Q: Has being a friend of Bill Clinton helped or hurt you in Hollywood?

A: It didn’t do anything for us in Hollywood. We don’t trade on anything like that. We live in Santa Barbara and so we never go to fund-raising events. We have a rule: We won’t pay to see him.

Q: You’ve spent a lot of time inside the Beltway with the Clintons. Is there much humor in Washington?

A: There isn’t much of it. It is not a funny town. People are very scared of saying or doing the wrong thing and not appearing smart.

Q: What about the press corps?

A: They have a sense of humor. You have to have a sense of humor to live like a child who follows grown-ups around and tries to dig up dirt on them. It’s a child’s job, going around in a herd like a troop of cattle onto a bus or plane. They develop insular views and act like lemmings.

Q: What is the biggest change you have seen for the Clintons?

A: This has been more of a bloody foxhunt, but my money is still on the fox. The important thing to remember about the president and the first lady is that we are in the middle of their story. We are not even close to the ending. There is much more for them to do on the public scene. I don’t feel that he is a ruined man. The first lady is just beginning what will be her turn, and I think what she will do will be quite impressive.
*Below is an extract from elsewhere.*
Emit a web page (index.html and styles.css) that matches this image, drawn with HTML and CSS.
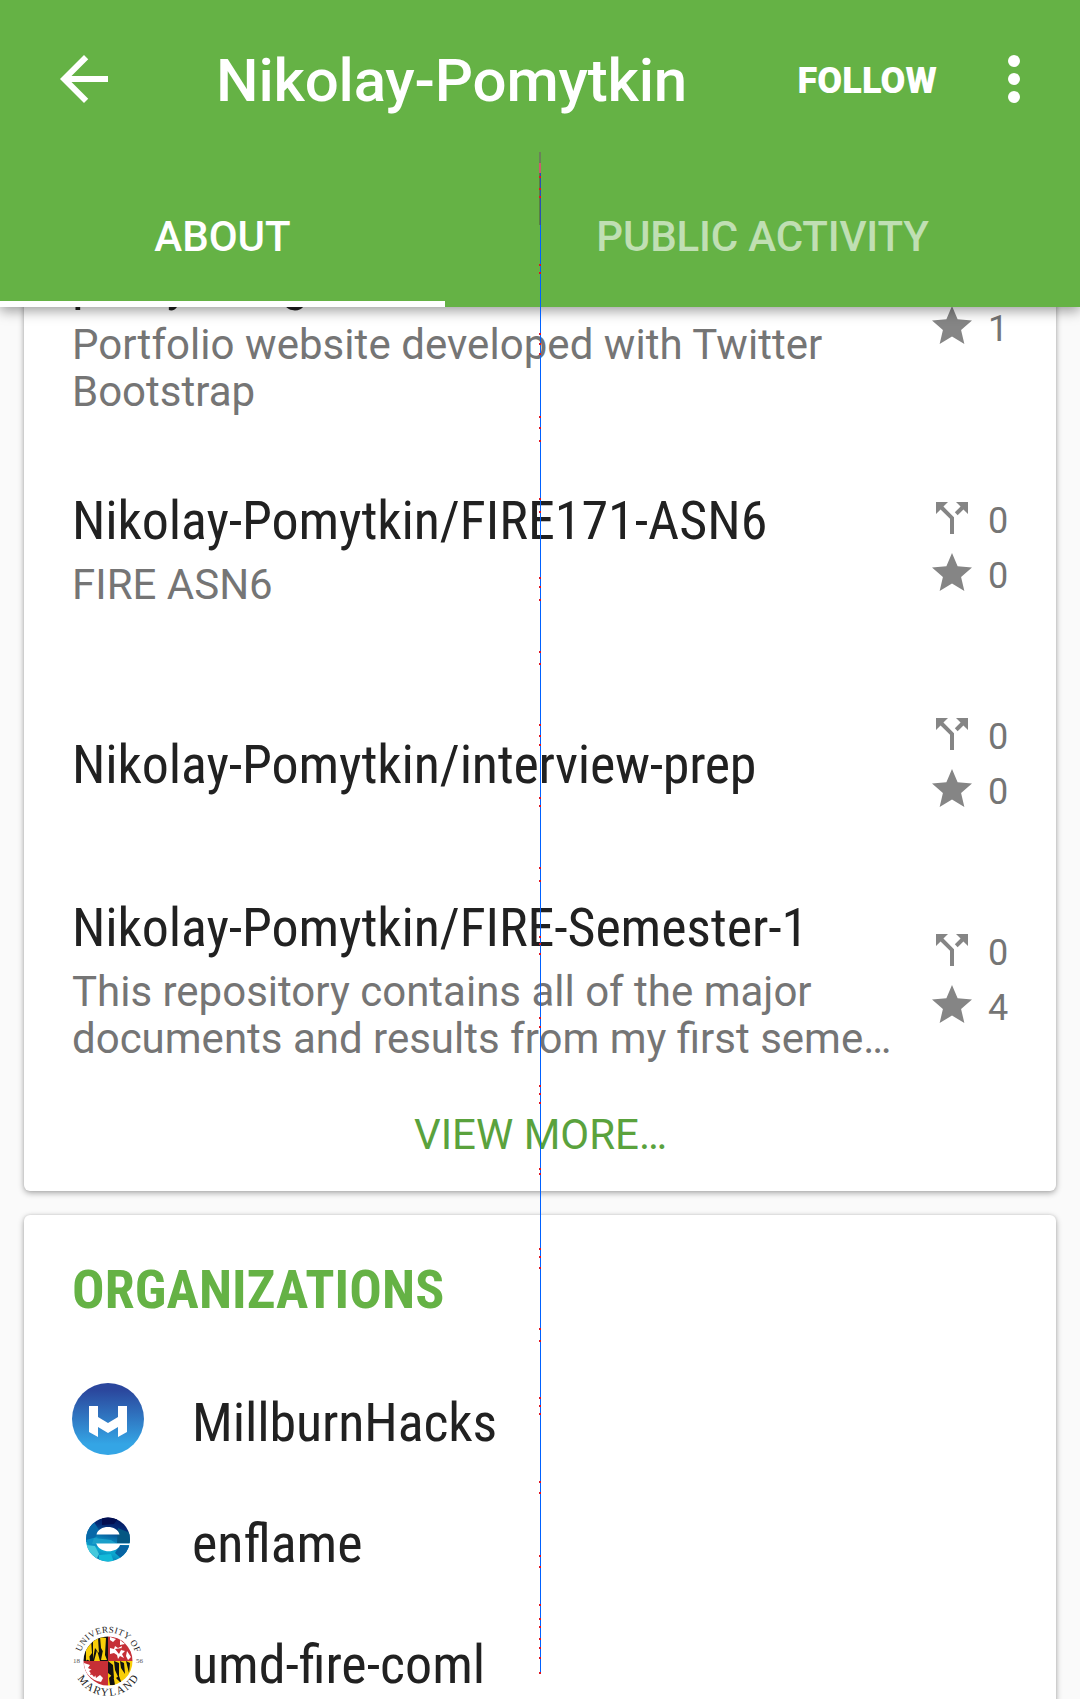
FILE: index.html
```html
<!DOCTYPE html>
<html lang="en">
<head>
<meta charset="utf-8">
<title>Nikolay-Pomytkin</title>
<link rel="stylesheet" href="styles.css">
</head>
<body>
<svg width="0" height="0" class="defs">
  <symbol id="fork" viewBox="0 0 24 24"><path d="M14 4l2.29 2.29-2.88 2.88 1.42 1.42 2.88-2.88L20 10V4zm-4 0H4v6l2.29-2.29 4.71 4.7V20h2v-8.41l-5.29-5.3z"/></symbol>
  <symbol id="star" viewBox="0 0 24 24"><path d="M12 17.27L18.18 21l-1.64-7.03L22 9.24l-7.19-.61L12 2 9.19 8.63 2 9.24l5.46 4.73L5.82 21z"/></symbol>
</svg>
<header class="header">
  <div class="toolbar">
    <svg class="tool-icon" viewBox="0 0 24 24"><path d="M20 11H7.83l5.59-5.59L12 4l-8 8 8 8 1.41-1.41L7.83 13H20z"/></svg>
    <h1 class="title">Nikolay-Pomytkin</h1>
    <span class="follow">FOLLOW</span>
    <svg class="tool-icon" viewBox="0 0 24 24"><circle cx="12" cy="6" r="2"/><circle cx="12" cy="12" r="2"/><circle cx="12" cy="18" r="2"/></svg>
  </div>
  <nav class="tabs">
    <span class="tab tab-active">ABOUT</span>
    <span class="tab tab-wide">PUBLIC ACTIVITY</span>
  </nav>
</header>
<main class="content">
  <section class="card repos">
    <article class="repo repo-tall">
      <div class="repo-text">
        <h2 class="name"><span class="cond">Nikolay-Pomytkin/nikolay-<br>pomytkin.github.io</span></h2>
        <p class="desc desc-two"><span class="loose">Portfolio website developed with Twitter</span><br>Bootstrap</p>
      </div>
      <div class="stats">
        <div class="stat"><svg class="icon"><use href="#fork"/></svg><span>0</span></div>
        <div class="stat"><svg class="icon"><use href="#star"/></svg><span>1</span></div>
      </div>
    </article>
    <article class="repo">
      <div class="repo-text">
        <h2 class="name"><span class="cond snug">Nikolay-Pomytkin/</span><span class="cond">FIRE171-ASN6</span></h2>
        <p class="desc">FIRE ASN6</p>
      </div>
      <div class="stats">
        <div class="stat"><svg class="icon"><use href="#fork"/></svg><span>0</span></div>
        <div class="stat"><svg class="icon"><use href="#star"/></svg><span>0</span></div>
      </div>
    </article>
    <article class="repo">
      <div class="repo-text">
        <h2 class="name"><span class="cond snug">Nikolay-Pomytkin/<span class="tight">interview-prep</span></span></h2>
      </div>
      <div class="stats">
        <div class="stat"><svg class="icon"><use href="#fork"/></svg><span>0</span></div>
        <div class="stat"><svg class="icon"><use href="#star"/></svg><span>0</span></div>
      </div>
    </article>
    <article class="repo repo-last">
      <div class="repo-text">
        <h2 class="name"><span class="cond snug">Nikolay-Pomytkin/FIRE-Semester-1</span></h2>
        <p class="desc desc-two">This repository contains all of the major<br>documents and results from my first seme…</p>
      </div>
      <div class="stats">
        <div class="stat"><svg class="icon"><use href="#fork"/></svg><span>0</span></div>
        <div class="stat"><svg class="icon"><use href="#star"/></svg><span>4</span></div>
      </div>
    </article>
    <div class="more">VIEW MORE…</div>
  </section>
  <section class="card orgs">
    <h2 class="section-title"><span class="cond">ORGANIZATIONS</span></h2>
    <div class="org">
      <svg class="avatar" viewBox="0 0 72 72">
        <defs><linearGradient id="mh" x1="0" y1="0" x2="0" y2="1"><stop offset=".1" stop-color="#2b479d"/><stop offset=".85" stop-color="#34a5e5"/></linearGradient></defs>
        <circle cx="36" cy="36" r="36" fill="url(#mh)"/>
        <path fill="#fff" d="M17 23h9v11l10 6 10-6V23h9v26l-9 5V44l-10 6-10-6v10l-9-5z"/>
      </svg>
      <span class="name"><span class="cond snug">MillburnHacks</span></span>
    </div>
    <div class="org">
      <svg class="avatar" viewBox="0 0 72 72">
        <defs>
          <linearGradient id="ef" x1=".6" y1="0" x2=".35" y2="1"><stop offset="0" stop-color="#04175f"/><stop offset=".22" stop-color="#052c77"/><stop offset=".5" stop-color="#087fb6"/><stop offset=".75" stop-color="#0ba9d0"/><stop offset="1" stop-color="#0870ae"/></linearGradient>
          <clipPath id="ec"><circle cx="36" cy="35.500" r="22"/></clipPath>
        </defs>
        <g clip-path="url(#ec)">
          <path fill="url(#ef)" d="M14 13h44v45H14z"/>
          <path fill="#0768a8" d="M14 26l8-8 5 8-4 8-9 4z"/>
          <path fill="#0d91c6" d="M14 36l11-3 3 6-7 8z"/>
          <path fill="#1b9fc9" d="M22 34l17 2 6 4H20z"/>
          <path fill="#045783" d="M46 24l12 5v10H45z"/>
          <path fill="#45c9dc" d="M14 41l9 1 4 8-3 6-7-5z"/>
          <path fill="#13bad8" d="M27 51l12-1 3 8H27z"/>
          <path fill="#0764a3" d="M43 49l5-8 10 1-7 14z"/>
          <path fill="#020e50" d="M30 13h17l-5 7-12 1z"/>
        </g>
        <path fill="#fff" d="M24.500 30.500c2-10 21-10 23 0zM24 39.500h34v1.500H48c-3 8.500-20 8.500-23.500-1z"/>
      </svg>
      <span class="name"><span class="cond">enflame</span></span>
    </div>
    <div class="org">
      <svg class="avatar" viewBox="0 0 72 72">
        <defs>
          <clipPath id="uc"><circle cx="36" cy="36" r="24.5"/></clipPath>
          <path id="arc-top" d="M7.500 36a28.500 28.500 0 0 1 57 0"/>
          <path id="arc-bottom" d="M1 36a35 35 0 0 0 70 0"/>
        </defs>
        <g clip-path="url(#uc)">
          <path fill="#111" d="M11 11h25v25H11z"/>
          <path fill="#c62f36" d="M36 11h25v25H36zM11 36h25v25H11z"/>
          <path fill="#f8ce08" d="M36 36h25v25H36z"/>
          <path fill="#f8ce08" d="M14 21l5-6 1 13-6 8zM21 16l5-3 1 15-4-5-2 11zM28 12l6 1-1 17-4-7zM14 34l3-6 1 8zM22 36l3-11 3 11zM29 35l2-10 4 10z"/>
          <path fill="#111" d="M36 36l5 4 1 13-6-5zM42 36l5 2v16l-4-9zM48 36l4 2 1 11-4-6zM54 36l4 2-1 10zM37 53l4-4 2 11h-5zM44 53l3-2 3 8z"/>
          <path fill="#fff" d="M38 23l4 1 1-3 3 2 4-2-1 4 4 1-3 3 2 4-4-2-2 3-1-4-3-2-4 1zM38 12l6 2-3 3-3-2zM48 15l5 4-5 1zM55 26l4 6-3 3-2-4zM12 38l6 2-2 3 4 2-2 5 5-1 1 4 4-3 3 3-2 4-4-1c-8-3-13-10-13-18z"/>
          <path fill="#c62f36" d="M43 24l7-1-3 6zM17 46l5-3 4 5-4 4z"/>
        </g>
        <g class="seal-text">
          <text><textPath href="#arc-top" startOffset="9" textLength="72">UNIVERSITY OF</textPath></text>
          <text class="seal-bottom"><textPath href="#arc-bottom" startOffset="18" textLength="74">MARYLAND</textPath></text>
          <text class="seal-year" x="1" y="38">18</text><text class="seal-year" x="64" y="38">56</text>
        </g>
      </svg>
      <span class="name"><span class="cond">umd-fire-coml</span></span>
    </div>
  </section>
</main>
<svg class="seam" viewBox="0 0 2 1522" shape-rendering="crispEdges">
  <path fill="#6c805a" d="M0 0h2v11H0z"/>
  <path fill="#cc5c6d" d="M0 11h2v10H0z"/>
  <path fill="#5b803f" d="M0 21h1v52H0z"/>
  <path fill="#2850b5" d="M1 21h1v52H1z"/>
  <path fill="#0061ff" d="M1 73h1v1449H1z"/>
  <path stroke="#e01523" stroke-width="2" fill="none" d="M0 25h2M0 37h2M0 45h2M0 113h2M0 121h2M0 182h2M0 192h2M0 202h2M0 265h2M0 276h2M0 289h2M0 347h2M0 360h2M0 426h2M0 435h2M0 448h2M0 500h2M0 512h2M0 573h2M0 584h2M0 593h2M0 646h2M0 654h2M0 716h2M0 729h2M0 785h2M0 792h2M0 802h2M0 866h2M0 875h2M0 934h2M0 942h2M0 951h2M0 1017h2M0 1022h2M0 1097h2M0 1105h2M0 1116h2M0 1177h2M0 1189h2M0 1246h2M0 1254h2M0 1262h2M0 1330h2M0 1341h2M0 1404h2M0 1415h2M0 1453h2M0 1467h2M0 1475h2M0 1487h2M0 1496h2M0 1506h2M0 1521h2"/>
</svg>
</body>
</html>
```
FILE: styles.css
```css
* { box-sizing: border-box; }
body {
  margin: 0;
  height: 1699px;
  overflow: hidden;
  position: relative;
  display: flex;
  flex-direction: column;
  background: #fafafa;
  font-family: Roboto, sans-serif;
  color: #212121;
}
h1, h2, p { margin: 0; }
.defs { position: absolute; }
.header {
  position: relative;
  z-index: 2;
  flex: none;
  height: 307px;
  background: #65b245;
  color: #fff;
  box-shadow: 0 4px 12px rgba(0, 0, 0, .38);
}
.toolbar {
  display: flex;
  align-items: center;
  height: 158px;
  padding: 0 30px 0 48px;
}
.tool-icon { width: 72px; height: 72px; fill: #fff; flex: none; }
.title {
  flex: 1;
  margin-left: 96px;
  padding-top: 4px;
  font-size: 60px;
  font-weight: 500;
  line-height: 70px;
  letter-spacing: -.17px;
}
.follow {
  padding-top: 3px;
  margin-right: 41px;
  font-size: 36px;
  font-weight: 900;
  letter-spacing: .15px;
}
.tabs { display: flex; height: 149px; }
.tab {
  width: 445px;
  padding-top: 54px;
  text-align: center;
  font-size: 42px;
  font-weight: 500;
  line-height: 49px;
}
.tab-active { border-bottom: 6px solid #fff; }
.tab-wide { width: 635px; letter-spacing: -.18px; color: rgba(255, 255, 255, .6); }
.content { flex: 1; min-height: 0; overflow: hidden; padding: 0 24px; }
.card {
  background: #fff;
  border-radius: 6px;
  box-shadow: 0 2px 6px rgba(0, 0, 0, .33), 0 0 3px rgba(0, 0, 0, .1);
}
.repos { margin-top: -133px; height: 1017px; }
.repo {
  display: flex;
  align-items: center;
  height: 216px;
  padding: 0 48px;
}
.repo-tall { height: 278px; }
.repo-text { flex: 1; padding-bottom: 23px; white-space: nowrap; }
.repo-last .repo-text { padding-bottom: 25px; }
.name {
  font-size: 54px;
  font-weight: 400;
  line-height: 63px;
}
.cond { display: inline-block; font-family: "Roboto Condensed", Roboto, sans-serif; font-stretch: 75%; }
.snug { letter-spacing: -.12px; }
.tight { letter-spacing: -.3px; }
.loose { letter-spacing: .05px; }
.desc { margin-top: 9px; font-size: 42px; line-height: 47px; color: #757575; }
.desc-two { margin-bottom: 2px; }
.stats { width: 80px; padding-bottom: 22px; }
.stat {
  display: flex;
  align-items: flex-start;
  gap: 12px;
  height: 55px;
  font-size: 36px;
  line-height: 54px;
  color: #757575;
}
.icon { flex: none; width: 48px; height: 48px; fill: #858585; }
.more {
  padding: 10px 0 0 1px;
  text-align: center;
  font-size: 42px;
  line-height: 49px;
  color: #5aa23d;
}
.orgs { margin-top: 24px; height: 560px; padding: 43px 48px; }
.section-title {
  margin-bottom: 37px;
  font-size: 54px;
  font-weight: 700;
  line-height: 63px;
  letter-spacing: .14px;
  color: #65b245;
}
.org {
  display: flex;
  align-items: center;
  gap: 48px;
  height: 121px;
}
.org .name { padding-top: 7px; }
.avatar { width: 72px; height: 72px; flex: none; overflow: visible; }
.seal-text { font-family: "Liberation Serif", serif; font-size: 9px; fill: #222; }
.seal-bottom { font-size: 11px; }
.seal-year { font-size: 7px; fill: #555; }
.seam {
  position: absolute;
  z-index: 3;
  left: 539px;
  top: 152px;
  width: 2px;
  height: 1522px;
}
```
Q: If Hillary Clinton runs for a U.S. Senate seat, will you help her?

A: We plan to work for her, if she needs us. We will pass out leaflets if she asks us.

Q: Will you help Al Gore in his bid for the presidency?

A: He’s nice to call and has said that he would like us to participate in the campaign. We think the world of him, but he doesn’t need our help. He has plenty of competent people around him, but we will support him.

Q: There has been a lot of speculation about President Clinton moving to Los Angeles once his term is over. Will he?

A: This is not going to happen. He has huge plans on the world stage. He will be doing something great. I don’t see him hanging around the pool at the Beverly Hills Hotel.